On December 5, 2018, the National Futures Association (NFA) announced proposed amendments to its 2016 cybersecurity program guidance (2016 Guidance). The 2016 Guidance outlined the NFA’s expectations for information systems security programs (ISSPs) adopted by NFA member firms, such as commodity pool operators, commodity trading advisors and futures commission merchants. If the amendments are adopted as proposed, NFA member firms will have to update their ISSPs to meet the new requirements.
The proposed amendments include three key changes:
- A new requirement that members notify the NFA of cybersecurity incidents;
- New training requirements, including the identification of training topics within ISSPs; and
- Specification as to who must approve a member’s ISSPs.
In addition to the above, the NFA made certain other changes, such as eliminating sources for guidance on cybersecurity topics, explaining that its cybersecurity FAQ web page contains much of this information.
New Notification Requirement
Under the proposal, NFA members will be required to adopt ISSPs that, among other things, require the firm to promptly notify the NFA of any cybersecurity incident related to the member’s business that results in (i) any loss of customer or counterparty funds; (ii) any loss of a member’s own capital; or (iii) the member providing notice to customers or counterparties under state or federal law.
In addition, in notices to the NFA, members must provide a written summary of the incident with the relevant details. If the member provides a notice to customers or counterparties, however, the member may provide a copy of the notice to NFA in lieu of a written summary. If substantially identical notices regarding the same incident are provided to multiple parties (e.g., to all affected customers in a breach of personally identifiable information), the member should only provide a copy of one particular notice as an example.
In the proposal, NFA advised that members should be familiar with both domestic and foreign notice requirements, and the agency encouraged members to maintain contact information of applicable regulatory bodies so that such information is on hand should a cybersecurity incident occur.
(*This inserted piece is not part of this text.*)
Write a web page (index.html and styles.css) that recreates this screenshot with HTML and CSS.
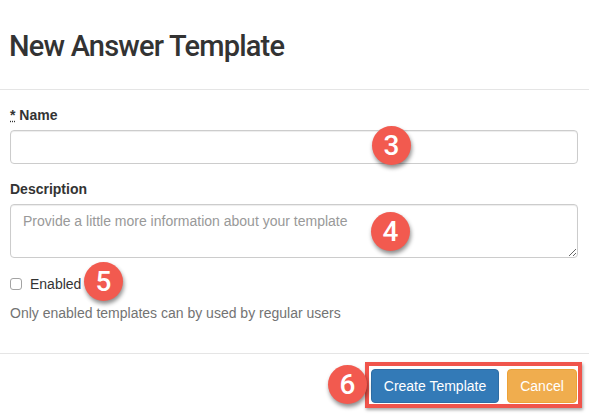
FILE: index.html
```html
<!DOCTYPE html>
<html>
<head>
<meta charset="utf-8">
<link rel="stylesheet" href="styles.css">
</head>
<body>
<div class="modal">
  <div class="modal-header">
    <h3 class="modal-title">New Answer Template</h3>
  </div>
  <div class="modal-body">
    <div class="form-group">
      <label class="label"><abbr class="req" title="required">*</abbr> Name</label>
      <input class="form-control" type="text">
    </div>
    <div class="form-group">
      <label class="label">Description</label>
      <textarea class="form-control textarea" placeholder="Provide a little more information about your template"></textarea>
    </div>
    <div class="checkbox">
      <label class="check-label"><input type="checkbox" class="check"> Enabled</label>
    </div>
    <p class="help">Only enabled templates can by used by regular users</p>
  </div>
  <div class="modal-footer">
    <div class="highlight">
      <button class="btn btn-primary">Create Template</button>
      <button class="btn btn-warning">Cancel</button>
    </div>
  </div>
  <span class="badge b3">3</span>
  <span class="badge b4">4</span>
  <span class="badge b5">5</span>
  <span class="badge b6">6</span>
</div>
</body>
</html>
```
FILE: styles.css
```css
* { box-sizing: border-box; }
html, body { margin: 0; padding: 0; background: #fff; }
body {
  font-family: "Liberation Sans", Arial, sans-serif;
  font-size: 14px;
  line-height: 20px;
  color: #333;
}
.modal { position: relative; width: 589px; height: 416px; overflow: hidden; }
.modal-header {
  padding: 30px 10px 26px 9px;
  border-bottom: 1px solid #e5e5e5;
}
.modal-title {
  margin: 0;
  font-family: Roboto, "Liberation Sans", Arial, sans-serif;
  font-size: 29px;
  line-height: 33px;
  font-weight: 500;
  letter-spacing: -0.8px;
  color: #333;
}
.modal-body { padding: 15px 11px 0 10px; }
.form-group { margin-bottom: 15px; }
.label {
  display: block;
  font-weight: bold;
  margin-bottom: 5px;
  height: 20px;
}
.req { text-decoration: underline dotted; cursor: help; }
.form-control {
  display: block;
  width: 100%;
  height: 34px;
  margin: 0;
  padding: 6px 12px;
  font-family: "Liberation Sans", Arial, sans-serif;
  font-size: 14px;
  line-height: 20px;
  color: #555;
  background: #fff;
  border: 1px solid #ccc;
  border-radius: 4px;
  box-shadow: inset 0 1px 1px rgba(0,0,0,.075);
}
.textarea { height: 54px; resize: vertical; }
.form-control::placeholder { color: #999; }
.checkbox { margin-top: 16px; height: 20px; }
.check-label { display: flex; align-items: center; gap: 8px; }
.check {
  appearance: none;
  -webkit-appearance: none;
  width: 12px;
  height: 12px;
  margin: 0;
  border: 1px solid #a3a3a3;
  border-radius: 3px;
  background: #fff;
}
.help { margin: 9px 0 0; color: #737373; }
.modal-footer {
  position: absolute;
  left: 0; right: 0; top: 353px;
  border-top: 1px solid #e5e5e5;
  padding: 8px 7px 0 0;
  display: flex;
  justify-content: flex-end;
}
.highlight {
  display: flex;
  gap: 8px;
  border: 4px solid #f0544b;
  padding: 3px 1px 1px 2px;
  background: #fff;
  box-shadow: 1px 2px 3px rgba(0,0,0,.35);
}
.btn {
  height: 34px;
  padding: 6px 0;
  font-family: "Liberation Sans", Arial, sans-serif;
  font-size: 14px;
  line-height: 20px;
  color: #fff;
  white-space: nowrap;
  text-align: center;
  border: 1px solid transparent;
  border-radius: 4px;
}
.btn-primary { background: #337ab7; border-color: #2e6da4; width: 128px; }
.btn-warning { background: #f0ad4e; border-color: #eea236; width: 70px; }
.badge {
  position: absolute;
  width: 39px;
  height: 39px;
  border-radius: 50%;
  background: #f25a4f;
  color: #fff;
  font-family: Roboto, "Liberation Sans", Arial, sans-serif;
  font-weight: 500;
  font-size: 28px;
  line-height: 39px;
  text-align: center;
  box-shadow: 1px 3px 4px rgba(0,0,0,.45);
}
.b3 { left: 372px; top: 126px; }
.b4 { left: 371px; top: 212px; }
.b5 { left: 84px; top: 262px; }
.b6 { left: 328px; top: 365px; }
```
In addition, NFA explained that a futures commission merchant or introducing broker that files a suspicious activity report (SAR) should not provide NFA with a copy of the SAR. Instead, such firms should provide NFA with a summary of the relevant details of the cybersecurity incident.
Specification of Training Topics to Be Covered in ISSPs
The proposal would require a member firm to include within its ISSPs the specific topics that will be covered in cybersecurity training and notes that firms should consider including as training topics social engineering tactics and “other general threats posed for system compromise and data loss.” In addition, the proposed amendments also specify that training should be provided upon hiring an employee and annually (instead of periodically) thereafter.
Who Must Approve ISSPs
The 2016 Guidance requires a member’s ISSPs to be approved in writing by the firm’s chief executive officer (CEO), chief technology officer (CTO) or other “executive level official.” The proposed amendments modify the NFA’s expectations for who must approve the ISSPs, noting that a member must have its CEO, CTO, chief information security officer or a senior official who is both a listed principal and vested with authority to supervise the execution of the member’s ISSPs approve its ISSPs in writing.
Once the amended guidance is effective, and assuming it is adopted with no material changes from the proposal, NFA members should (i) review existing ISSPs and update them to reflect the new notification, training and approval requirements described above and (ii) ensure that an appropriate person has approved the updated ISSPs in writing.
We will continue to track the status of the proposed amendments to the 2016 Guidance and update you if and when the amendments become effective.